Given its unique model-driven nature, NGEE will likely span 10 to 12 years, but with informed predictive abilities, it could have an impact that exceeds centuries.
"There's not much modeling of the highly coupled landscape processes in Alaska and the Arctic, so we want to study processes that are important to climate modeling to contribute to current and future models," said Stan Wullschleger, NGEE project coordinator and ORNL plant physiologist.
As researchers from across the country come together to work in one location, they will be striving to answer a circular question: How will a changing climate affect the Arctic, and how will this in turn impact the planet's climate?

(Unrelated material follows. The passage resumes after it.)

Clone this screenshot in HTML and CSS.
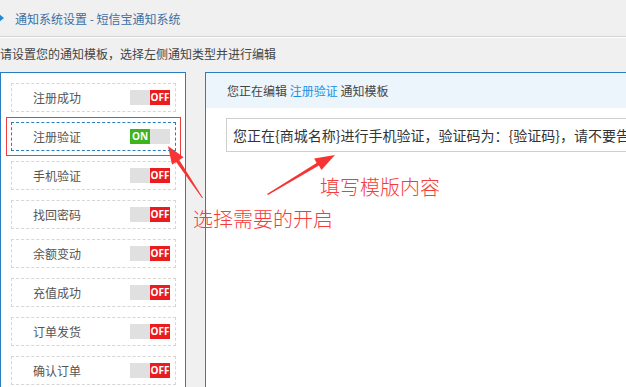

"For millennia, carbon has been locked into the frozen soil of Alaska," said Rich Norby, a member of the NGEE team and ORNL physiological ecologist. "With warming, permafrost could thaw and release this stored up carbon. It's a real concern for the climate, but our understanding is incomplete."
In preparation for the project, ORNL researchers are working to translate what they've done in the past to what they are now learning about the Alaska tundra. Alaskan systems are complex and interconnected where a cascading effect leads to one change, which leads to another and then to another.
One piece of this enormous puzzle is getting a lay of the land and talking with community leaders to figure out what field study sites are most representative of Alaska and the Arctic.
"It makes a tremendous difference to be able to go to the sites in Barrow, Nome and elsewhere in Alaska to get an idea of where we'll be conducting research," said Norby.
Thornton agrees. "It's also important for modelers to be on the field site to have an understanding of the dynamics; otherwise, the models put too much faith or ignore important aspects of the system," Thornton said.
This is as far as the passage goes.